Recounting these tales of horticultural high jinks, Garrett is on a mission: to seed a new generation of gardeners.

Like most of England's famous gardens, Dixter has a long pedigree. In 1912, when Lutyens remodelled the medieval house, he also left his mark on the garden, straitjacketing it into the prim borders of the Arts and Crafts movement. These were soon ripped out by Daisy Lloyd, who lived there at the time and decided to bring the wild grasslands and meadows from the surrounding countryside back into the garden. Later, her son "Christo" Lloyd transformed it yet again, using bright colours and planting tropical dahlias long before they became fashionable.

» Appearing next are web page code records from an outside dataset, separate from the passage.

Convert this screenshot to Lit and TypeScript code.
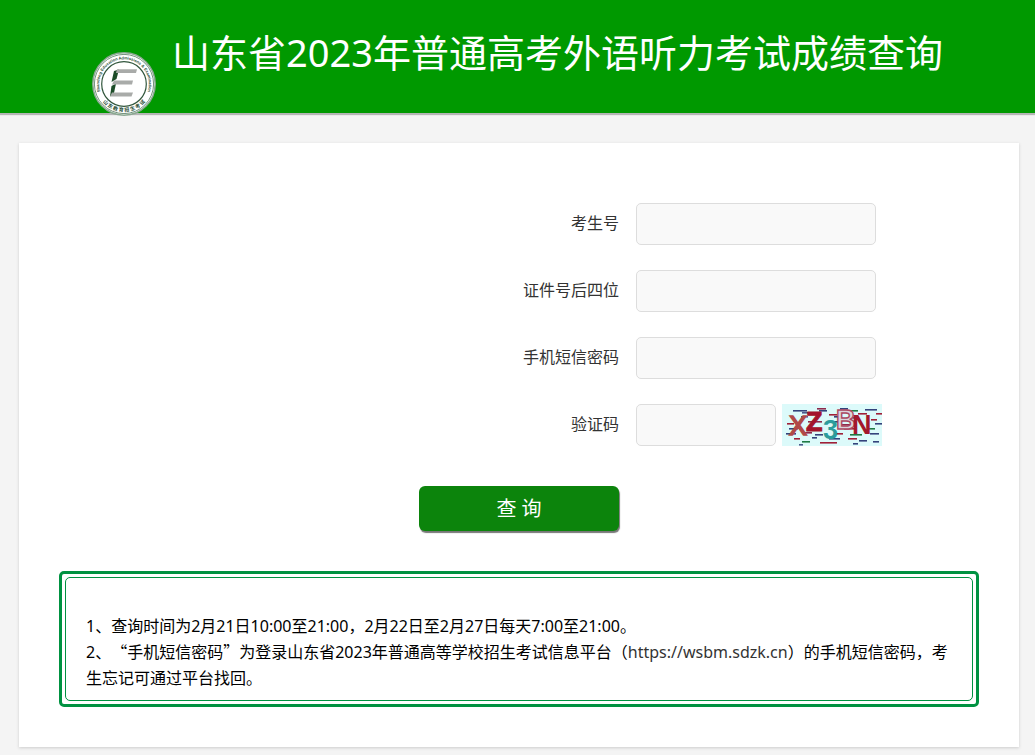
import { LitElement, html, svg, css } from "lit";
import { customElement, state } from "lit/decorators.js";

// Interference strokes of the verification image: x, y, width, colour.
const NOISE: [number, number, number, string][] = [
  [11, 6, 14, "#34437c"], [20, 8, 8, "#4d5a8c"], [35, 4, 9, "#8c2a4c"],
  [37, 6, 8, "#34437c"], [58, 4, 8, "#34437c"], [68, 6, 8, "#1f7a45"],
  [83, 5, 12, "#34437c"], [94, 9, 6, "#a02038"], [47, 10, 8, "#a02038"],
  [52, 12, 4, "#34437c"], [76, 9, 9, "#a02038"], [19, 12, 7, "#4d5a8c"],
  [65, 13, 9, "#34437c"], [89, 15, 6, "#a02038"],
  [93, 19, 7, "#34437c"], [5, 19, 7, "#a02038"], [26, 17, 14, "#8c2a4c"],
  [49, 17, 9, "#34437c"], [57, 20, 15, "#8c2a4c"], [7, 24, 9, "#34437c"],
  [62, 24, 12, "#a02038"], [85, 24, 8, "#1f7a45"],
  [4, 29, 10, "#34437c"], [22, 28, 8, "#8c2a4c"], [33, 30, 8, "#34437c"],
  [54, 29, 7, "#a02038"], [68, 30, 12, "#1f7a45"], [88, 29, 9, "#34437c"],
  [12, 34, 6, "#a02038"], [30, 33, 5, "#34437c"], [47, 34, 11, "#34437c"],
  [66, 34, 9, "#a02038"], [77, 36, 8, "#34437c"], [20, 37, 8, "#1f7a45"],
  [38, 38, 17, "#a02038"], [71, 39, 5, "#34437c"], [91, 37, 6, "#34437c"],
  [17, 40, 4, "#4d5a8c"],
];

@customElement("exam-emblem")
class ExamEmblem extends LitElement {
  static styles = css`
    :host { display: block; }
    .emblem { display: block; width: 64px; height: 64px; }
    .latin { font-family: "Liberation Sans", sans-serif; font-size: 4px; font-weight: 700; fill: #264c33; }
    .han { font-family: "Noto Sans CJK SC", sans-serif; font-size: 5px; font-weight: 700; fill: #264c33; }
  `;

  render() {
    return html`
      <svg class="emblem" viewBox="0 0 64 64" role="img" aria-label="山东教育招生考试">
        <defs>
          <path id="upper" d="M 10.5 44.5 A 24.8 24.8 0 1 1 53.5 44.5"></path>
          <path id="lower" d="M 8.5 47 A 28 28 0 0 0 55.5 47"></path>
        </defs>
        <circle cx="32" cy="32" r="31.2" fill="#fff" stroke="#8aa891" stroke-width="1.5"></circle>
        <circle cx="32" cy="32" r="29.6" fill="none" stroke="#4d7358" stroke-width=".8"></circle>
        <circle cx="32" cy="32" r="22.3" fill="#fff" stroke="#31563c" stroke-width="1.2"></circle>
        <text class="latin" text-anchor="middle"><textPath href="#upper" startOffset="50%">Shandong Education Admissions &amp; Examination</textPath></text>
        <text class="han" text-anchor="middle"><textPath href="#lower" startOffset="50%">山 东 教 育 招 生 考 试</textPath></text>
        <path d="M22 19 L27 17.5 L24.5 27 L19.5 30 Z" fill="#1c4c28"></path>
        <path d="M19.5 34 L24 31.5 L22 41 L18 44.5 Z" fill="#1c4c28"></path>
        <path d="M25 17.2 H45 L44 21 H24 Z" fill="#a9aba9"></path>
        <path d="M22 28.6 H41 L40 32.4 H20 Z" fill="#a9aba9"></path>
        <path d="M20 40.4 H41 L39.5 44.6 H18 Z" fill="#a9aba9"></path>
      </svg>
    `;
  }
}

@customElement("verify-image")
class VerifyImage extends LitElement {
  static styles = css`
    :host { display: block; }
    .image { display: block; width: 100px; height: 42px; }
    .glyph { font-family: "Liberation Sans", sans-serif; font-weight: 700; font-size: 27px; }
    .thin { font-weight: 400; }
  `;

  render() {
    return html`
      <svg class="image" viewBox="0 0 100 42" role="img" aria-label="验证码图片">
        <rect width="100" height="42" fill="#dcfafa"></rect>
        ${NOISE.map(([x, y, w, c]) => svg`<rect x=${x} y=${y} width=${w} height="1.6" fill=${c}></rect>`)}
        <text class="glyph thin" x="7" y="31" fill="#b04a48" stroke="#b04a48" stroke-width="1.6">X</text>
        <text class="glyph" x="24" y="27" fill="#a3142c" stroke="#a3142c">Z</text>
        <text class="glyph" x="41" y="35" fill="#2c9c9c">3</text>
        <text class="glyph" x="54" y="25" fill="#dcd4dc" stroke="#ab4862" stroke-width="1.4">B</text>
        <text class="glyph" x="70" y="30" fill="#a3182c">N</text>
      </svg>
    `;
  }
}

@customElement("app-root")
class AppRoot extends LitElement {
  static styles = css`
    :host {
      display: block;
      min-height: 100vh;
      background: #f4f4f4;
      color: #333;
      font: 16px/26px "Noto Sans", "Noto Sans CJK SC", sans-serif;
      text-spacing-trim: space-all;
    }
    * { box-sizing: border-box; }
    .header {
      display: flex;
      align-items: flex-start;
      gap: 16px;
      padding: 25px 80px 0 92px;
      background: #090;
      box-shadow: 0 2px 1px #b5b5b5;
    }
    .logo { flex: none; margin: 27px 0 -3px; }
    .title {
      margin: 0;
      color: #fff;
      font-size: 38px;
      line-height: 54px;
      font-weight: 400;
      white-space: nowrap;
    }
    .card {
      margin: 30px 16px 8px 19px;
      padding: 60px 40px 40px;
      background: #fff;
      box-shadow: 0 1px 3px #ccc;
    }
    .form { margin: 0 -40px; }
    .fields { display: grid; gap: 25px; }
    .row {
      display: grid;
      grid-template-columns: 60% 1fr;
      column-gap: 17px;
      align-items: center;
    }
    .label { padding-bottom: 2px; text-align: right; }
    .controls { display: flex; gap: 6px; }
    .input {
      width: 240px;
      height: 42px;
      padding: 0 10px;
      border: 1px solid #ddd;
      border-radius: 5px;
      background: #f9f9f9;
      color: #333;
      font: inherit;
    }
    .short { width: 140px; }
    .submit {
      display: block;
      width: 200px;
      height: 45px;
      margin: 40px auto;
      padding: 0;
      border: 0;
      border-radius: 6px;
      background: #0c840c;
      box-shadow: 1px 2px 1px #777;
      color: #fff;
      font: inherit;
      font-size: 20px;
      cursor: pointer;
    }
    .notice {
      padding: 3px;
      border: 3px solid #009241;
      border-radius: 5px;
    }
    .inner {
      padding: 35px 20px 9px;
      border: 1px solid #009241;
      border-radius: 5px;
      color: #000;
    }
    .line { margin: 0; }
    .cjk { font-family: "Noto Sans CJK SC", sans-serif; line-height: 1; }
    .link { color: #333; text-decoration: none; }
  `;

  @state() private values: Record<string, string> = {};

  private fields = [
    { id: "candidate", label: "考生号", type: "text" },
    { id: "idtail", label: "证件号后四位", type: "text" },
    { id: "sms", label: "手机短信密码", type: "password" },
    { id: "verify", label: "验证码", type: "text" },
  ];

  private setValue(id: string, e: Event) {
    this.values = { ...this.values, [id]: (e.target as HTMLInputElement).value };
  }

  render() {
    return html`
      <header class="header">
        <exam-emblem class="logo"></exam-emblem>
        <h1 class="title">山东省2023年普通高考外语听力考试成绩查询</h1>
      </header>
      <main class="card">
        <form class="form" @submit=${(e: Event) => e.preventDefault()}>
          <div class="fields">
            ${this.fields.map((f) => html`
              <div class="row">
                <label class="label" for=${f.id}>${f.label}</label>
                <div class="controls">
                  <input
                    class="input ${f.id === "verify" ? "short" : ""}"
                    id=${f.id}
                    type=${f.type}
                    .value=${this.values[f.id] ?? ""}
                    @input=${(e: Event) => this.setValue(f.id, e)}
                  />
                  ${f.id === "verify" ? html`<verify-image></verify-image>` : ""}
                </div>
              </div>
            `)}
          </div>
          <button class="submit" type="submit">查 询</button>
        </form>
        <section class="notice">
          <div class="inner">
            <p class="line">1、查询时间为2月21日10:00至21:00，2月22日至2月27日每天7:00至21:00。</p>
            <p class="line">2、<span class="cjk">“手机短信密码”</span>为登录山东省2023年普通高等学校招生考试信息平台（<a class="link" href="https://wsbm.sdzk.cn">https://wsbm.sdzk.cn</a>）的手机短信密码，考生忘记可通过平台找回。</p>
          </div>
        </section>
      </main>
    `;
  }
}
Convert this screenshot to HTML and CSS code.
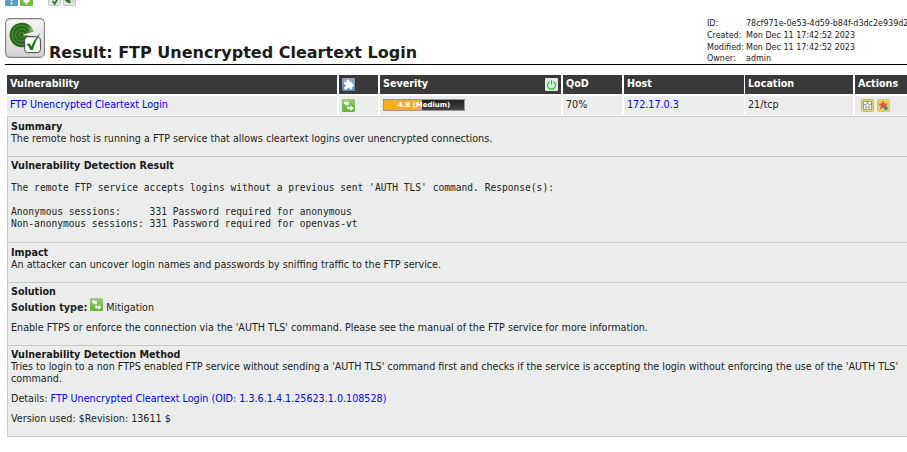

But on Christo's death in 2006, Garrett – who had worked closely with him – realised the importance of preserving Dixter's future, as well as its past. "Christo breathed life into this place. It would have been easy for us to let it go stale; to just live off the name. He always said to me, 'I've given you everything and one day you'll be better than me.' I could never be better than Christo – he was a one-off, but I need to do the same thing for the next generation'."

Garrett and Catherine Haydock, Dixter's Education Officer, are concerned not only with the future of Dixter, but the horticultural industry more widely. "Critical skills are being lost," Haydock warns. "These days all the plants are grown for you. No one is hands-on."

There is a skills crisis facing the UK horticulture industry. According to a recent survey by Horticulture Matters, 72 per cent of businesses were finding it difficult to fill skilled vacancies, while estimates by sector skills council Lantra suggest that the industry will need 595,000 more employees by 2020.

To combat this, Dixter offers three different scholarships a year to students, as well as generous placements, funded jointly by the Great Dixter Charitable Trust and the Historic and Botanic Garden Training Programme.

The apprenticeship structure makes sure young gardeners are properly taught, learning the traditional techniques.

Having students is much more expensive and time-consuming than employing trained staff, but the team at Dixter see it as both a responsibility and an investment for the future. Otherwise, Garrett fears, "there will be no one left to run gardens across the country. Everything will continue to be dumbed down."

Great Dixter's owners decided to bring the wild grasslands and meadows from the surrounding countryside back into the garden (Rex)
Great Dixter's owners decided to bring the wild grasslands and meadows from the surrounding countryside back into the garden (Rex) (Rex Features)

It is this mixture of past and future, old and young, which makes Dixter such a spirited and pioneering place. Garrett fondly describes his team as a family: "We are an eclectic mix and so we're generous to everyone and hope that they will be generous in turn when they grow."

Dixter is now funding a trainee gardener to visit Romania, so he can record the wildflowers in the meadows there and hopefully reintroduce them to the UK, where more than 98 per cent of our meadows have been lost.

Another student benefiting from Dixter's travel bursaries is the current Christopher Lloyd scholar Jonny Bruce. Currently, he is working with Garrett to plant next season's display, while teaching willow weaving in student workshops. But despite (or perhaps because of) Dixter's success in sprouting the next generation of gardeners, Garrett is humble about his role. "I'm not the future of this place. It's going to be the person after me and the person after that. It's for the benefit of the organisation to put training schemes in place. I'm just securing Dixter's future, as well as the future of the industry."